3

I have several projects I work on. Instead of setting aliases for each project's location, I would rather set it when I navigate to that specific directory. Each project is a git repo and I already have a mechanism that appends the current branch name to $PS1 when I navigate to it.

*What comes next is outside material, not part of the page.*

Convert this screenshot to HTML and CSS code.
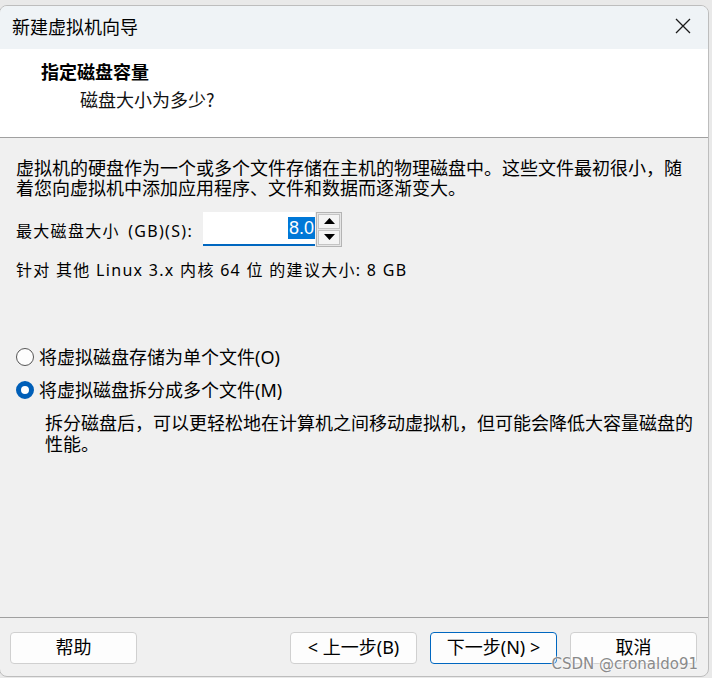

In my .bashrc, I call a function: parse_git_branch to append to command prompt:

case "$TERM" in
xterm*|rxvt*)
    PS1="\[\e]0;${debian_chroot:+($debian_chroot)}\u@\h:\w\a\]$PS1\$(parse_git_branch) "
    ;;  
*)
;;  
esac

parse_git_branch is defined at the end of my .basrhc:

function parse_git_branch {
    GIT_BRANCH=$(git branch --no-color 2> /dev/null | sed -e '/^[^*]/d' -e 's/* \(.*\)/ \[\1\]/')
    if [[ -n $GIT_BRANCH ]];then
            source $HOME/bin/cur
    fi
    echo $GIT_BRANCH
}

if GIT_BRANCH isn't empty, I source a simple script ~/bin/cur which sets an alias for the pwd:

#!/bin/bash
echo "got here!"
shopt -s expand_aliases
alias current="cd $(pwd)"

When cur is sourced, the alias is not set. The debug message does display correctly however.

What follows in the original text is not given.